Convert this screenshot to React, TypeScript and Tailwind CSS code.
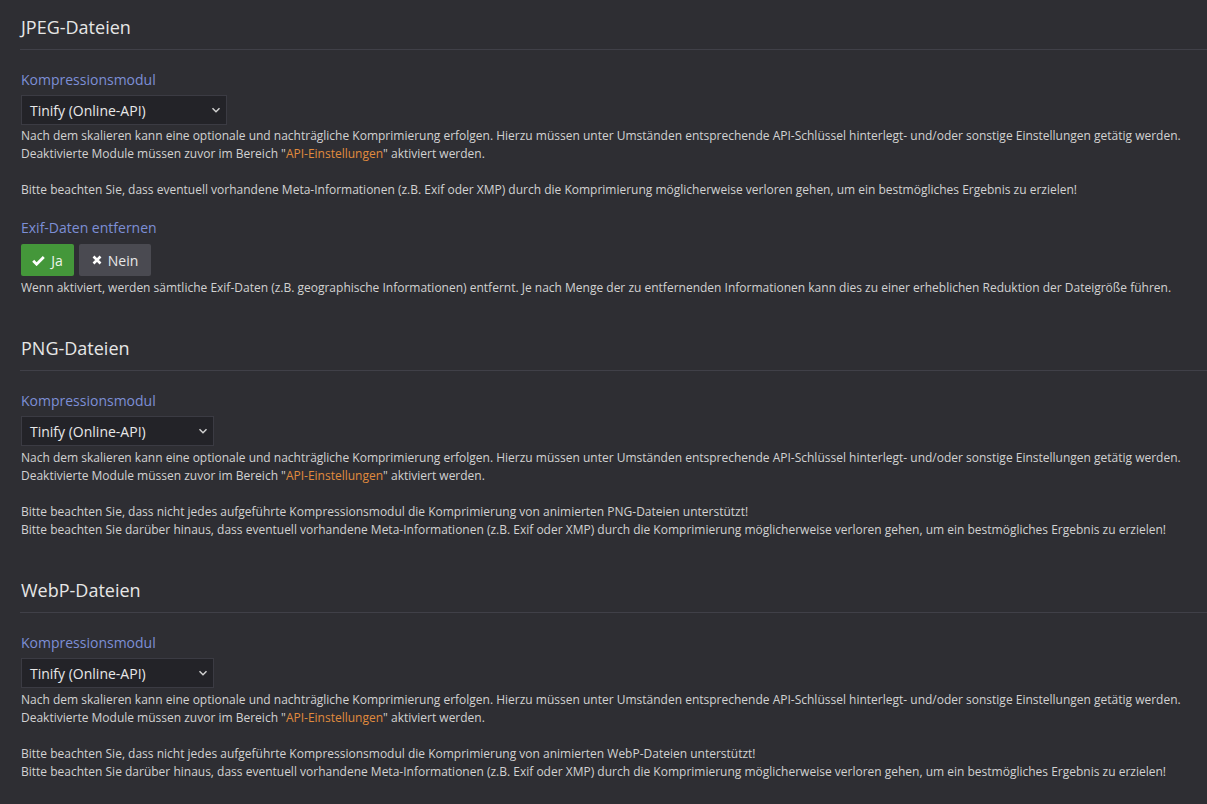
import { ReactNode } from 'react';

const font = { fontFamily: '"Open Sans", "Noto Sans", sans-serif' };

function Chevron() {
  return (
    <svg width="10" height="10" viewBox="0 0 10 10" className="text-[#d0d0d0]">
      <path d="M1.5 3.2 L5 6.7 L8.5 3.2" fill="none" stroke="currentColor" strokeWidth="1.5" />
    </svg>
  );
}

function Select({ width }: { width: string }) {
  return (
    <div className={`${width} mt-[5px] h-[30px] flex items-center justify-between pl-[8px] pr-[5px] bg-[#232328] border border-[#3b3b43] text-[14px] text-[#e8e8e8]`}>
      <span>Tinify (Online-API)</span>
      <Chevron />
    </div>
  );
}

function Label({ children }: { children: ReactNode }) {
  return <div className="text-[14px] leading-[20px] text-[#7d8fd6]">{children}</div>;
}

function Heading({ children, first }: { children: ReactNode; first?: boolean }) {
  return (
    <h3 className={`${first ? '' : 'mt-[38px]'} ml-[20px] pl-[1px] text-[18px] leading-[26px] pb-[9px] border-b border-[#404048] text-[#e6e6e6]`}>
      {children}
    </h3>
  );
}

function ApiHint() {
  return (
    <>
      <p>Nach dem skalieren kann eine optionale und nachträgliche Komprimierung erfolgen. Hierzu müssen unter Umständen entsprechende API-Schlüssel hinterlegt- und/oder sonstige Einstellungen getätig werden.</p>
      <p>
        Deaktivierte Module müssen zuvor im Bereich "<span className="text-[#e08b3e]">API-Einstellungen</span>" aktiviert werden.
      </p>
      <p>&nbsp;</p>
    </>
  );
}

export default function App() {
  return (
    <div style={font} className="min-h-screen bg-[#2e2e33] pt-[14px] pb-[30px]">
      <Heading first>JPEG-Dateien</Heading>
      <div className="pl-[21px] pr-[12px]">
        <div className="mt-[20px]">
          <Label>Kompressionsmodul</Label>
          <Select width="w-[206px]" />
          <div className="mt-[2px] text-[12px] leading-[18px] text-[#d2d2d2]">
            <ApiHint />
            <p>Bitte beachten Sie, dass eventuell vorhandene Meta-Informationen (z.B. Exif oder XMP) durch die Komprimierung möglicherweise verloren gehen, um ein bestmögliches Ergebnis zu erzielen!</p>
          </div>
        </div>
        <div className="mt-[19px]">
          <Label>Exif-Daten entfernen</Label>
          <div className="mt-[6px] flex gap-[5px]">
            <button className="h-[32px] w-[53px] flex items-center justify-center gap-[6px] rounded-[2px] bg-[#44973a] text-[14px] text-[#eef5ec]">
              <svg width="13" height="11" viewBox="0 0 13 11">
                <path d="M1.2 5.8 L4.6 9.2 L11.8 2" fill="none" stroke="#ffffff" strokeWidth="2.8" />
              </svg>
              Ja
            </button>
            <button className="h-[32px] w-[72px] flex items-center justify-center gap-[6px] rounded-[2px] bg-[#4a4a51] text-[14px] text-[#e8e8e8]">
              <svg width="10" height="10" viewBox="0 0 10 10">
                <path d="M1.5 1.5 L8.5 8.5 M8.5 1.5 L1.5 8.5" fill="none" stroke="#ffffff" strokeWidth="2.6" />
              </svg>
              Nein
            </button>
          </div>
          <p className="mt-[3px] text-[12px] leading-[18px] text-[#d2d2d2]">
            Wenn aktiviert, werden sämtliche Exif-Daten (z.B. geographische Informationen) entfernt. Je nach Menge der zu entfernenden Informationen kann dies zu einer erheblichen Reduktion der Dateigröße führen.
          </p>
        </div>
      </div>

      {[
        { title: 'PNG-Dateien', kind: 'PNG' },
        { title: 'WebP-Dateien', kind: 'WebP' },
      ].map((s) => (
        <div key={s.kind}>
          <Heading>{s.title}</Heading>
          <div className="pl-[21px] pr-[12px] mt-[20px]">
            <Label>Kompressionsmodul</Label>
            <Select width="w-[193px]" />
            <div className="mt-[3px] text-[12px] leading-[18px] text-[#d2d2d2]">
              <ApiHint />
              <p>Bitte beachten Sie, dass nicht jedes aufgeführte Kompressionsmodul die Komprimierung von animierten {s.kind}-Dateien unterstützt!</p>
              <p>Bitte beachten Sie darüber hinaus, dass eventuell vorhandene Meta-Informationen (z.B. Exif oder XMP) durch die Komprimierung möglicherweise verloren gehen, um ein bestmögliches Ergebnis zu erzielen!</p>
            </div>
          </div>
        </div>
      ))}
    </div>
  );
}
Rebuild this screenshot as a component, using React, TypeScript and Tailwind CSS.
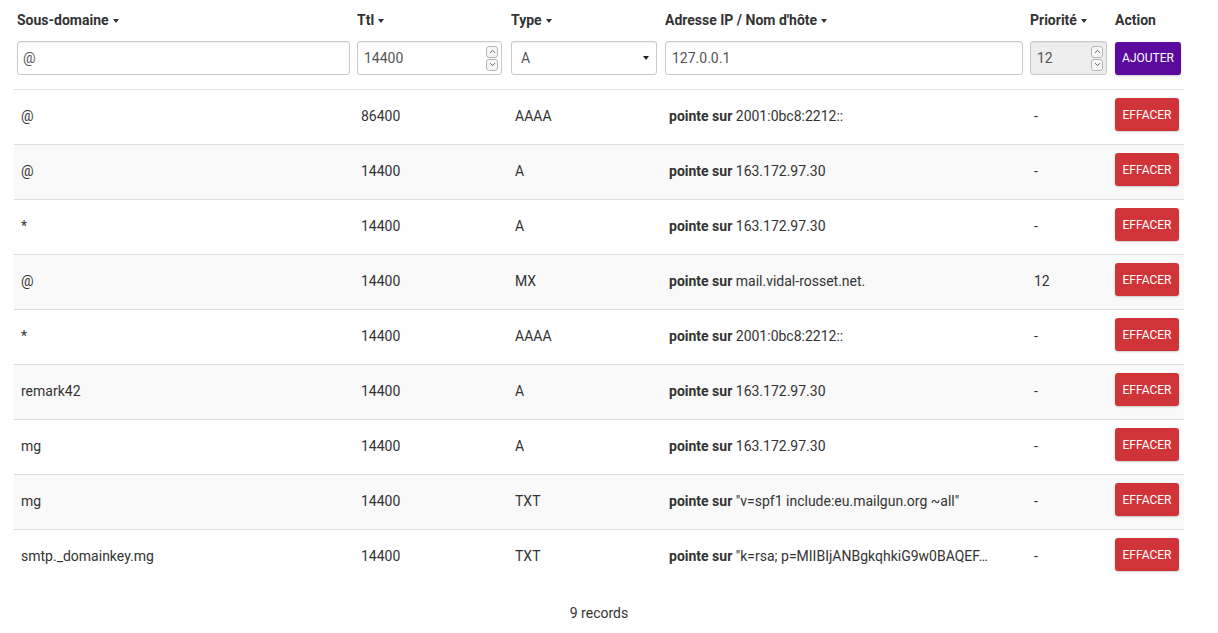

━━━━━━

From the records given above, reproduce all text exactly and exclude each picture.

Convert this screenshot to React, TypeScript and Tailwind CSS code.
import { ReactNode } from 'react';

const font = { fontFamily: '"Open Sans", "Noto Sans", sans-serif' };

function Chevron() {
  return (
    <svg width="10" height="10" viewBox="0 0 10 10" className="text-[#d0d0d0]">
      <path d="M1.5 3.2 L5 6.7 L8.5 3.2" fill="none" stroke="currentColor" strokeWidth="1.5" />
    </svg>
  );
}

function Select({ width }: { width: string }) {
  return (
    <div className={`${width} mt-[5px] h-[30px] flex items-center justify-between pl-[8px] pr-[5px] bg-[#232328] border border-[#3b3b43] text-[14px] text-[#e8e8e8]`}>
      <span>Tinify (Online-API)</span>
      <Chevron />
    </div>
  );
}

function Label({ children }: { children: ReactNode }) {
  return <div className="text-[14px] leading-[20px] text-[#7d8fd6]">{children}</div>;
}

function Heading({ children, first }: { children: ReactNode; first?: boolean }) {
  return (
    <h3 className={`${first ? '' : 'mt-[38px]'} ml-[20px] pl-[1px] text-[18px] leading-[26px] pb-[9px] border-b border-[#404048] text-[#e6e6e6]`}>
      {children}
    </h3>
  );
}

function ApiHint() {
  return (
    <>
      <p>Nach dem skalieren kann eine optionale und nachträgliche Komprimierung erfolgen. Hierzu müssen unter Umständen entsprechende API-Schlüssel hinterlegt- und/oder sonstige Einstellungen getätig werden.</p>
      <p>
        Deaktivierte Module müssen zuvor im Bereich "<span className="text-[#e08b3e]">API-Einstellungen</span>" aktiviert werden.
      </p>
      <p>&nbsp;</p>
    </>
  );
}

export default function App() {
  return (
    <div style={font} className="min-h-screen bg-[#2e2e33] pt-[14px] pb-[30px]">
      <Heading first>JPEG-Dateien</Heading>
      <div className="pl-[21px] pr-[12px]">
        <div className="mt-[20px]">
          <Label>Kompressionsmodul</Label>
          <Select width="w-[206px]" />
          <div className="mt-[2px] text-[12px] leading-[18px] text-[#d2d2d2]">
            <ApiHint />
            <p>Bitte beachten Sie, dass eventuell vorhandene Meta-Informationen (z.B. Exif oder XMP) durch die Komprimierung möglicherweise verloren gehen, um ein bestmögliches Ergebnis zu erzielen!</p>
          </div>
        </div>
        <div className="mt-[19px]">
          <Label>Exif-Daten entfernen</Label>
          <div className="mt-[6px] flex gap-[5px]">
            <button className="h-[32px] w-[53px] flex items-center justify-center gap-[6px] rounded-[2px] bg-[#44973a] text-[14px] text-[#eef5ec]">
              <svg width="13" height="11" viewBox="0 0 13 11">
                <path d="M1.2 5.8 L4.6 9.2 L11.8 2" fill="none" stroke="#ffffff" strokeWidth="2.8" />
              </svg>
              Ja
            </button>
            <button className="h-[32px] w-[72px] flex items-center justify-center gap-[6px] rounded-[2px] bg-[#4a4a51] text-[14px] text-[#e8e8e8]">
              <svg width="10" height="10" viewBox="0 0 10 10">
                <path d="M1.5 1.5 L8.5 8.5 M8.5 1.5 L1.5 8.5" fill="none" stroke="#ffffff" strokeWidth="2.6" />
              </svg>
              Nein
            </button>
          </div>
          <p className="mt-[3px] text-[12px] leading-[18px] text-[#d2d2d2]">
            Wenn aktiviert, werden sämtliche Exif-Daten (z.B. geographische Informationen) entfernt. Je nach Menge der zu entfernenden Informationen kann dies zu einer erheblichen Reduktion der Dateigröße führen.
          </p>
        </div>
      </div>

      {[
        { title: 'PNG-Dateien', kind: 'PNG' },
        { title: 'WebP-Dateien', kind: 'WebP' },
      ].map((s) => (
        <div key={s.kind}>
          <Heading>{s.title}</Heading>
          <div className="pl-[21px] pr-[12px] mt-[20px]">
            <Label>Kompressionsmodul</Label>
            <Select width="w-[193px]" />
            <div className="mt-[3px] text-[12px] leading-[18px] text-[#d2d2d2]">
              <ApiHint />
              <p>Bitte beachten Sie, dass nicht jedes aufgeführte Kompressionsmodul die Komprimierung von animierten {s.kind}-Dateien unterstützt!</p>
              <p>Bitte beachten Sie darüber hinaus, dass eventuell vorhandene Meta-Informationen (z.B. Exif oder XMP) durch die Komprimierung möglicherweise verloren gehen, um ein bestmögliches Ergebnis zu erzielen!</p>
            </div>
          </div>
        </div>
      ))}
    </div>
  );
}
Rebuild this screenshot as a component, using React, TypeScript and Tailwind CSS.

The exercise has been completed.